By AGB OnBoard July 14, 2026 AGB Onboard, Blog Post

Opinions expressed in AGB blogs are those of the authors and not necessarily those of the institutions that employ them or of AGB.

The findings are in, and for higher education governance leaders, they raise questions worth taking seriously.

OnBoard’s sixth annual Board Effectiveness Survey captures governance data from hundreds of board leaders across sectors each year, including higher education. This year, AI emerged as a dominant theme, not as a distant future topic, but as a governance challenge boards know they need to address and aren’t sure they’re equipped for.

Here is what the data shows across the governance landscape, and what it means for higher education boards specifically.

AI adoption is outpacing AI governance

Across the sectors surveyed, AI adoption has moved fast: 92% of board directors reported using AI for board work in the past six months, up from 69% just a year earlier. Directors are using it to summarize board books, draft minutes and agendas, research topics, and prepare for meetings. But far fewer boards have formally addressed AI governance at the board level: documented oversight responsibilities, formal committee assignments, or structured reporting on AI risk.

That gap matters. Accreditation bodies are beginning to ask how institutions document decision-making processes that involve AI. State legislatures in several markets are introducing oversight requirements. Faculty and donors are watching how institutions govern technology that touches their community.

The board’s job isn’t to manage AI. It’s to ensure management has a framework for doing so, and that the board is kept meaningfully informed.

Trustee preparation is the common variable

The survey also revealed a consistent pattern: boards that reported strong governance outcomes were those where trustees felt genuinely prepared walking into meetings. Preparation quality correlates directly with governance quality, and preparation quality depends on the tools and infrastructure supporting it.

The policy data makes the governance stakes concrete. Boards with an enforced AI policy rate themselves 88% effective. Boards with no policy rate themselves 55% effective. That is a 33-point gap. Only 6% of boards surveyed have an enforced policy in place. The gap isn’t intent. It’s structure.

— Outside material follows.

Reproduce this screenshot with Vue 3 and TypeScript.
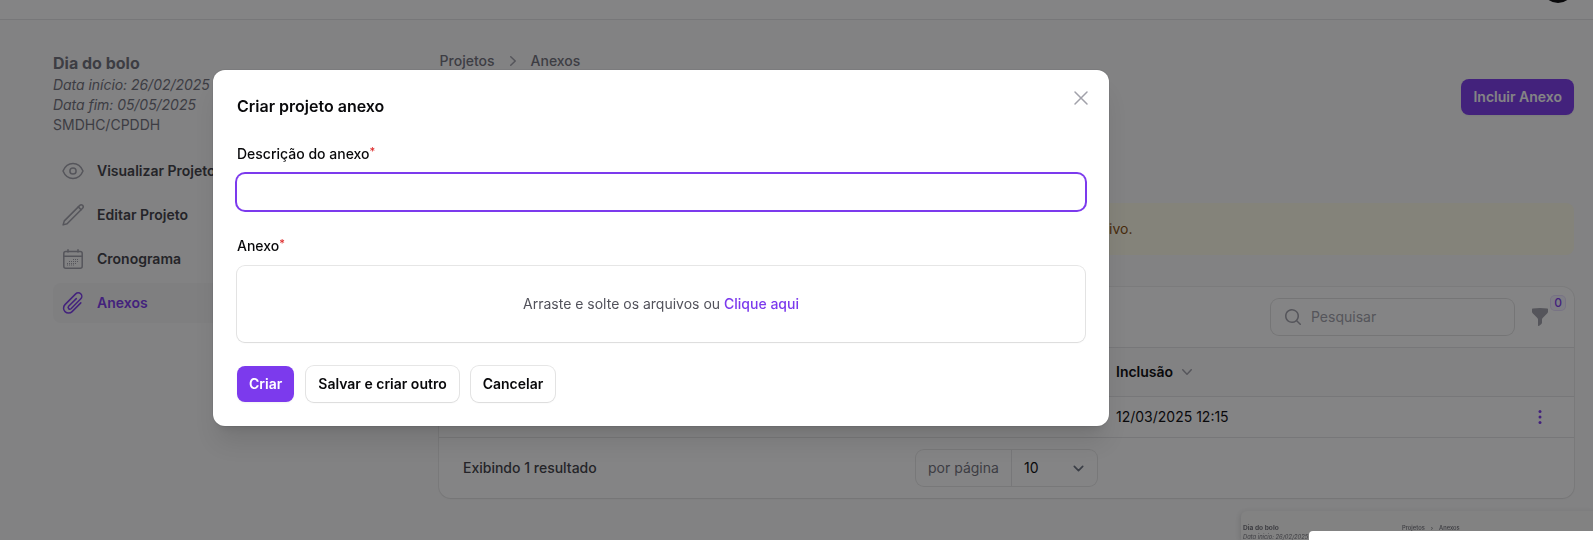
<script setup lang="ts">
import { ref } from 'vue'

interface MenuItem {
  label: string
  icon: 'eye' | 'pencil' | 'calendar' | 'clip'
  active?: boolean
}

const menu: MenuItem[] = [
  { label: 'Visualizar Projeto', icon: 'eye' },
  { label: 'Editar Projeto', icon: 'pencil' },
  { label: 'Cronograma', icon: 'calendar' },
  { label: 'Anexos', icon: 'clip', active: true },
]

// Day marks inside the calendar glyph, as [x, y] pairs
const days: number[][] = [
  [12.5, 12.5], [14.5, 12.5], [16.5, 12.5],
  [8.5, 14.5], [10.5, 14.5], [12.5, 14.5], [14.5, 14.5], [16.5, 14.5],
  [6.5, 16.5], [8.5, 16.5], [10.5, 16.5], [12.5, 16.5], [14.5, 16.5],
  [6.5, 18], [8.5, 18], [10.5, 18], [12.5, 18],
]

const description = ref('')
</script>

<template>
  <div class="page">
    <header class="topbar"><span class="avatar"></span></header>

    <div class="layout">
      <aside class="sidebar">
        <h2>Dia do bolo</h2>
        <p><em>Data início: 26/02/2025</em></p>
        <p><em>Data fim: 05/05/2025</em></p>
        <p>SMDHC/CPDDH</p>
        <nav>
          <a v-for="item in menu" :key="item.label" :class="{ active: item.active }">
            <svg viewBox="0 0 24 24" width="24" height="24" fill="none" stroke="currentColor" stroke-width="1.5" stroke-linecap="round" stroke-linejoin="round">
              <template v-if="item.icon === 'eye'">
                <path d="M2 12C4.200 6.800 7.800 4.500 12 4.500S19.800 6.800 22 12C19.800 17.200 16.200 19.500 12 19.500S4.200 17.200 2 12Z" />
                <circle cx="12" cy="12" r="3.100" />
              </template>
              <template v-else-if="item.icon === 'pencil'">
                <path d="M2.100 21.900L3.300 17.900L18.800 2.400A1.950 1.950 0 0 1 21.600 5.200L6.100 20.700Z" />
                <path d="M17.300 3.900L20.100 6.700" />
              </template>
              <template v-else-if="item.icon === 'calendar'">
                <rect x="2.800" y="4.500" width="18.400" height="16.700" rx="2" />
                <path d="M2.800 9.200H21.200M7 2.700V5M17 2.700V5" />
                <rect v-for="(d, i) in days" :key="i" :x="d[0] - 0.5" :y="d[1] - 0.5" width="1" height="1" fill="currentColor" stroke="none" />
              </template>
              <path v-else d="M19.800 11.900L11.100 20.600A4.900 4.900 0 0 1 4 13.600L14.700 2.900A3.450 3.450 0 0 1 19.800 7.800L10 17.700A1.700 1.700 0 0 1 7.600 15.300L15.300 7.600" />
            </svg>
            <span>{{ item.label }}</span>
          </a>
        </nav>
      </aside>

      <main class="content">
        <div class="crumbs">
          <span>Projetos</span>
          <svg viewBox="0 0 20 20" width="20" height="20" fill="currentColor"><path fill-rule="evenodd" d="M7.210 14.770a.75.75 0 0 1 .02-1.060L11.168 10 7.230 6.290a.75.75 0 1 1 1.040-1.080l4.500 4.250a.75.75 0 0 1 0 1.080l-4.500 4.250a.75.75 0 0 1-1.060-.02z" /></svg>
          <span>Anexos</span>
        </div>
        <div class="actions"><button class="btn primary">Incluir Anexo</button></div>
        <div class="notice">ivo.</div>

        <section class="card">
          <div class="toolbar">
            <div class="search">
              <svg viewBox="0 0 20 20" width="20" height="20" fill="currentColor"><path fill-rule="evenodd" d="M9 3.500a5.500 5.500 0 1 0 0 11 5.500 5.500 0 0 0 0-11zM2 9a7 7 0 1 1 12.452 4.391l3.328 3.329a.75.75 0 1 1-1.060 1.060l-3.329-3.328A7 7 0 0 1 2 9z" /></svg>
              <span>Pesquisar</span>
            </div>
            <div class="filter">
              <svg viewBox="0 0 20 20" width="20" height="20" fill="currentColor"><path fill-rule="evenodd" d="M2.628 1.601C5.028 1.206 7.490 1 10 1s4.973.206 7.372.601a.75.75 0 0 1 .628.740v2.288a2.250 2.250 0 0 1-.659 1.590l-4.682 4.683a2.250 2.250 0 0 0-.659 1.590v3.037c0 .684-.310 1.330-.844 1.757l-1.937 1.550A.75.75 0 0 1 8 18.250v-5.757a2.250 2.250 0 0 0-.659-1.591L2.659 6.220A2.250 2.250 0 0 1 2 4.629V2.340a.75.75 0 0 1 .628-.740z" /></svg>
              <span class="badge">0</span>
            </div>
          </div>
          <div class="row head">
            <span>Inclusão</span>
            <svg viewBox="0 0 20 20" width="20" height="20" fill="currentColor"><path fill-rule="evenodd" d="M5.230 7.210a.75.75 0 0 1 1.060.02L10 11.168l3.710-3.938a.75.75 0 1 1 1.080 1.040l-4.250 4.500a.75.75 0 0 1-1.080 0l-4.250-4.500a.75.75 0 0 1 .02-1.060z" /></svg>
          </div>
          <div class="row">
            <span>12/03/2025 12:15</span>
            <svg class="dots" viewBox="0 0 20 20" width="20" height="20" fill="currentColor"><circle cx="10" cy="4.500" r="1.500" /><circle cx="10" cy="10" r="1.500" /><circle cx="10" cy="15.500" r="1.500" /></svg>
          </div>
          <footer>
            <span class="total">Exibindo 1 resultado</span>
            <div class="perpage">
              <span class="prefix">por página</span>
              <span class="value">10</span>
              <svg viewBox="0 0 20 20" width="21" height="21" fill="none" stroke="currentColor" stroke-width="1.600" stroke-linecap="round" stroke-linejoin="round"><path d="M6 8l4 4 4-4" /></svg>
            </div>
            <span></span>
          </footer>
        </section>
      </main>
    </div>

    <div class="overlay"></div>

    <form class="modal" @submit.prevent>
      <svg class="close" viewBox="0 0 24 24" width="24" height="24" fill="none" stroke="currentColor" stroke-width="1.500" stroke-linecap="round"><path d="M6 18L18 6M6 6l12 12" /></svg>
      <h2>Criar projeto anexo</h2>
      <label class="label first">Descrição do anexo<sup>*</sup></label>
      <input v-model="description" type="text" />
      <label class="label">Anexo<sup>*</sup></label>
      <div class="drop"><span>Arraste e solte os arquivos ou <b>Clique aqui</b></span></div>
      <div class="buttons">
        <button class="btn primary">Criar</button>
        <button class="btn">Salvar e criar outro</button>
        <button class="btn">Cancelar</button>
      </div>
    </form>

    <div class="preview">
      <div class="mini-side"><b>Dia do bolo</b><em>Data início: 26/02/2025</em></div>
      <div class="mini-crumbs"><span>Projetos</span><span class="sep">›</span><span>Anexos</span></div>
      <div class="mini-modal"></div>
    </div>
  </div>
</template>

<style>
body {
  margin: 0;
  background: #fafafa;
  overflow: hidden;
}
</style>

<style scoped>
* {
  box-sizing: border-box;
}
.page {
  position: relative;
  height: 540px;
  overflow: hidden;
  background: #fafafa;
  font-family: Inter, 'Liberation Sans', sans-serif;
  font-size: 14px;
  line-height: 20px;
  color: #09090b;
}
h2,
p {
  margin: 0;
}
svg {
  display: block;
  flex: none;
}
.topbar {
  display: flex;
  justify-content: flex-end;
  align-items: flex-end;
  height: 19px;
  padding: 0 19px 16px 0;
  background: #fff;
  box-shadow: 0 1px 0 #e4e4e6;
}
.avatar {
  flex: none;
  width: 32px;
  height: 32px;
  border-radius: 50%;
  background: #09090b;
}
.layout {
  display: grid;
  grid-template-columns: 354px 1135px;
  gap: 32px;
  padding: 32px 19px 0 53px;
}
.sidebar {
  color: #71717a;
}
.sidebar h2 {
  font-size: 16px;
  line-height: 24px;
  font-weight: 700;
}
.sidebar em {
  letter-spacing: -0.04px;
}
nav {
  display: flex;
  flex-direction: column;
  gap: 4px;
  margin-top: 16px;
}
nav a {
  display: flex;
  align-items: center;
  gap: 12px;
  height: 40px;
  padding: 8px;
  border-radius: 8px;
  font-weight: 600;
  color: #3f3f46;
}
nav a svg {
  color: #a1a1aa;
}
nav a.active {
  background: #f4f4f5;
  color: #7c3aed;
}
nav a.active svg {
  color: #7c3aed;
}
.content {
  display: flex;
  flex-direction: column;
}
.crumbs {
  display: flex;
  align-items: center;
  gap: 8px;
  height: 20px;
  padding-left: 0.6px;
  font-weight: 500;
  color: #71717a;
}
.crumbs svg {
  color: #a1a1aa;
}
.actions {
  display: flex;
  justify-content: flex-end;
  margin-top: 8px;
}
.btn {
  height: 36px;
  padding: 0 12px;
  border: 0;
  border-radius: 8px;
  background: #fff;
  color: #09090b;
  font: 600 14px/20px Inter, 'Liberation Sans', sans-serif;
  white-space: nowrap;
  box-shadow: 0 0 0 1px rgba(9, 9, 11, 0.1), 0 1px 2px rgba(0, 0, 0, 0.05);
}
.btn.primary {
  background: #7c3aed;
  color: #fff;
  box-shadow: 0 1px 2px rgba(0, 0, 0, 0.05);
}
.notice {
  height: 52px;
  margin-top: 88px;
  padding: 16px 16px 16px 670px;
  border-radius: 8px;
  background: #fefce8;
  color: #854d0e;
}
.card {
  margin-top: 32px;
  border-radius: 12px;
  background: #fff;
  box-shadow: 0 0 0 1px rgba(9, 9, 11, 0.06), 0 1px 2px rgba(0, 0, 0, 0.05);
}
.toolbar {
  display: flex;
  justify-content: flex-end;
  align-items: center;
  gap: 16px;
  height: 60px;
  padding: 0 24px;
}
.search {
  display: flex;
  align-items: center;
  gap: 8px;
  width: 243px;
  height: 36px;
  padding: 0 12px;
  border-radius: 8px;
  color: #a1a1aa;
  box-shadow: 0 0 0 1px rgba(9, 9, 11, 0.12);
}
.filter {
  position: relative;
  color: #a1a1aa;
}
.badge {
  position: absolute;
  left: 20px;
  top: -12px;
  width: 16px;
  height: 16px;
  border-radius: 5px;
  background: #f5f3ff;
  box-shadow: inset 0 0 0 1px rgba(124, 58, 237, 0.12);
  color: #7c3aed;
  font-size: 12px;
  font-weight: 500;
  line-height: 16px;
  text-align: center;
}
.row {
  display: flex;
  align-items: center;
  height: 41px;
  padding: 0 24px 0 677px;
  border-top: 1px solid #e4e4e7;
}
.row.head {
  height: 49px;
  gap: 4px;
  background: #fafafa;
  font-weight: 600;
}
.row.head svg {
  color: #a1a1aa;
}
.dots {
  margin-left: auto;
  color: #7c3aed;
}
.card footer {
  display: grid;
  grid-template-columns: 1fr auto 1fr;
  align-items: center;
  height: 61px;
  padding: 0 24px;
  border-top: 1px solid #e4e4e7;
}
.total {
  font-weight: 500;
  color: #3f3f46;
}
.perpage {
  display: flex;
  align-items: center;
  width: 181px;
  height: 36px;
  border-radius: 8px;
  box-shadow: 0 0 0 1px rgba(9, 9, 11, 0.1);
}
.prefix {
  width: 96px;
  padding: 8px 0 8px 12px;
  border-right: 1px solid #e4e4e7;
  color: #71717a;
}
.value {
  flex: 1;
  padding-left: 12px;
}
.perpage svg {
  margin-right: 8px;
  color: #6b7280;
}
.overlay {
  position: fixed;
  inset: 0;
  background: rgba(9, 9, 11, 0.5);
}
.modal {
  position: absolute;
  left: 213px;
  top: 70px;
  width: 896px;
  height: 356px;
  padding: 24px;
  border-radius: 12px;
  background: #fff;
  box-shadow: 0 0 0 1px rgba(9, 9, 11, 0.05), 0 20px 25px -5px rgba(0, 0, 0, 0.1), 0 8px 10px -6px rgba(0, 0, 0, 0.1);
}
.modal h2 {
  font-size: 16px;
  line-height: 24px;
  font-weight: 600;
}
.close {
  position: absolute;
  right: 16px;
  top: 16px;
  color: #a1a1aa;
}
.label {
  display: block;
  height: 24px;
  margin: 24px 0 8px;
  line-height: 24px;
  font-weight: 500;
}
sup {
  position: relative;
  top: -0.4em;
  font-size: 11px;
  line-height: 0;
  vertical-align: baseline;
  color: #dc2626;
}
input {
  display: block;
  width: 100%;
  height: 36px;
  padding: 0 12px;
  border: 0;
  border-radius: 8px;
  outline: none;
  background: #fff;
  font: inherit;
  box-shadow: 0 0 0 2px #7c3aed;
}
.drop {
  display: flex;
  align-items: center;
  justify-content: center;
  height: 76px;
  border-radius: 8px;
  color: #52525b;
  box-shadow: 0 0 0 1px rgba(9, 9, 11, 0.1), 0 1px 2px rgba(0, 0, 0, 0.05);
}
.drop b {
  font-weight: 500;
  color: #7c3aed;
}
.buttons {
  display: flex;
  gap: 12px;
  margin-top: 24px;
}
.preview {
  position: absolute;
  left: 1241px;
  top: 511px;
  width: 352px;
  height: 29px;
  overflow: hidden;
  border-radius: 6px 0 0 0;
  background: #828282;
  box-shadow: 0 -1px 0 #7e7e7f, -1px 1px 5px rgba(0, 0, 0, 0.12);
  color: #3d3d42;
  font-size: 5.800px;
  line-height: 8px;
}
.mini-side {
  position: absolute;
  left: 2px;
  top: 13px;
  display: flex;
  flex-direction: column;
  white-space: nowrap;
}
.mini-side b {
  font-size: 6.600px;
  line-height: 9px;
  font-weight: 700;
}
.mini-crumbs {
  position: absolute;
  left: 161px;
  top: 13px;
  display: flex;
  gap: 6px;
  font-weight: 500;
}
.mini-modal {
  position: absolute;
  left: 68px;
  right: 0;
  top: 20px;
  bottom: 0;
  border-radius: 4px 0 0 0;
  background: #fff;
}
</style>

What effective boards have in common

The policy maturity picture is stark across every sector surveyed: 38% of boards have no AI policy at all, 25% are still developing one, and only 6% have reached an enforced stage. For higher education boards already under accreditation and legislative scrutiny, that distribution is an institutional risk, not a future consideration. The boards that move now will have documented frameworks when it matters. The boards that wait will be building them under pressure.

OnBoard AI: Built for the Governance Demands of 2026

OnBoard AI addresses the preparation and documentation gaps the Board Effectiveness Survey identified, giving boards the structure to meet with greater focus, govern with greater precision, and produce records that hold up when accreditors, legislators, or legal counsel come asking.

For higher education boards navigating a demanding governance environment, that infrastructure is not optional. It is the foundation.

On July 15, OnBoard is addressing this gap directly. CEO Marc Huffman will make the case for why AI in governance should extend human judgment, not replace it, the same distinction this data draws between adoption and oversight. Chief Product Officer Tim Adair will walk through what that looks like in practice: AI that works from your board’s actual record, inside the permissions your governance framework already defines. And Chief Customer Officer Anusha Srijeyanathan will show what it means for that AI to compound over time, so institutional memory doesn’t walk out the door when a trustee rotates off.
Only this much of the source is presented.